Gostei muito da Rosário, de como de rebelde, sonhadora e muito impulsiva cresceu para se tornar numa mulher forte e que sabe escolher as batalhas em que vale a pena lutar. Gostei como a sua visão sobre a vida foi mudando, apesar das dificuldades que teve que passar. Rosário é um verdadeiro furacão, determinada a cumprir o seu sonho de ter uma vida melhor e a perdoar-se pelo que precisou de fazer pela sua sobrevivência.
Depois de A Viagem de Juno e Ilha-América o meu gosto pela escrita do autor voltou a crescer com "A Escrava Açoriana". Pedro Almeida Maia consegue sempre surpreender-me pela positiva.
Estejam atentos e leiam bem o que vos digo: Pedro Almeida Maia veio para revolucionar a literatura açoriana.
O autor tem crescido cada vez mais nesta arte e acho impressionante como a sua escrita melhora de livro para livro num tão curto espaço de publicações. Sabe adaptar-se e evoluir face à perspetiva e história que pretende contar. Um dos aspetos que noto cada vez mais é a melhoria na introdução subtil de factos históricos e regionalismos açorianos que se enquadram de forma perfeita na história.
Contudo, confesso que quando soube que o livro teria uma protagonista feminina fiquei reticente. Sendo o autor que é (com livros que devoro) confiei que ia dar certo, mas parte de mim continuava preocupada. Da minha experiência enquanto leitora, acho bastante incomum um homem conseguir escrever da perspetiva de uma mulher e fazer justiça ao papel desta na sociedade (implica sensibilidade, humildade e introspeção do privilégio masculino que muitas vezes os autores não conseguem alcançar, pois bem sabemos que persiste a luta para quebrar convenções que são transmitidas inconscientemente de geração em geração).

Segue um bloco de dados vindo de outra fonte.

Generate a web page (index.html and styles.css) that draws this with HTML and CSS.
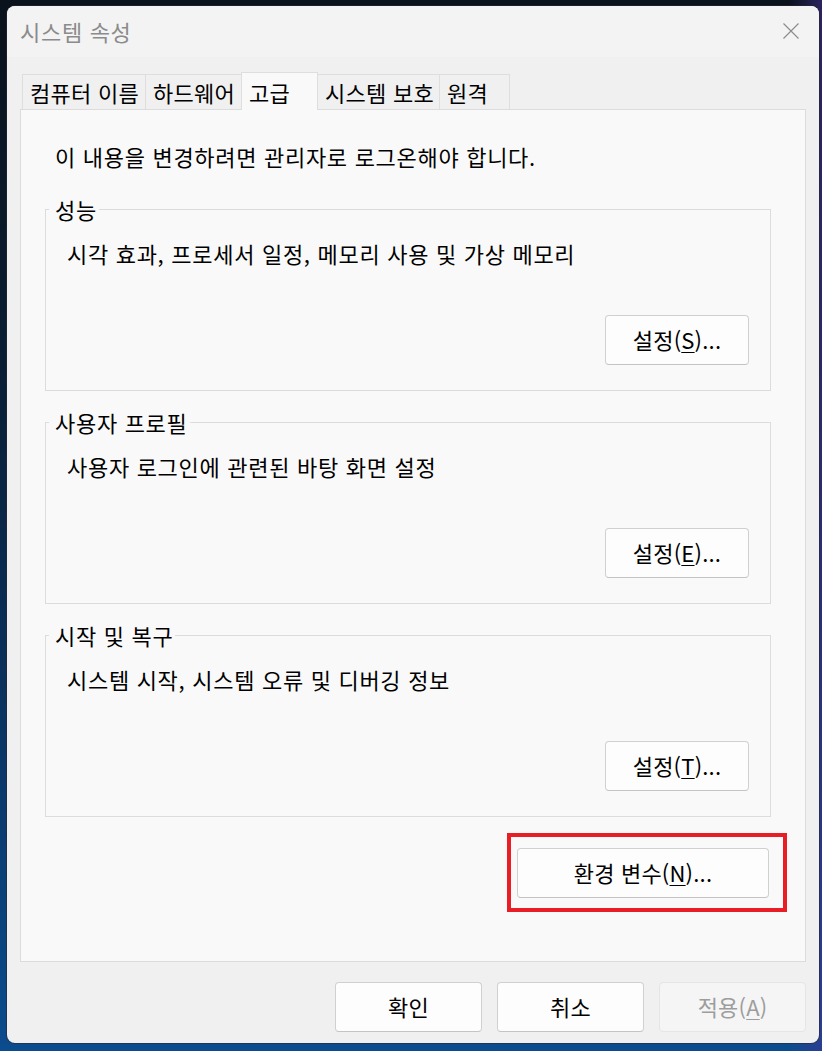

Mas cumpriu a missão com sucesso (ufa)!
A sensibilidade com que as lutas da protagonista foram descritas, os seus sonhos utópicos destruídos, as descrições das suas diferentes dores de corpo e alma fizeram da Rosário uma protagonista notável, que faz o leitor temer as dificuldades com que se depara e celebrar as suas conquistas.
A Escrava Açoriana não é apenas um livro sobre escravatura, é um livro sobre utopias, ilusões, dor e resiliência.
A Escrava Açoriana é um maravilhoso retrato social, económico e político da ilha de São Miguel nos anos 1873 a 1926, bem como do Brasil, trazendo a história de Rosário em representação dos açorianos que emigraram nessa época em busca de uma vida melhor encontrando apenas uma vida de miséria e de escravatura.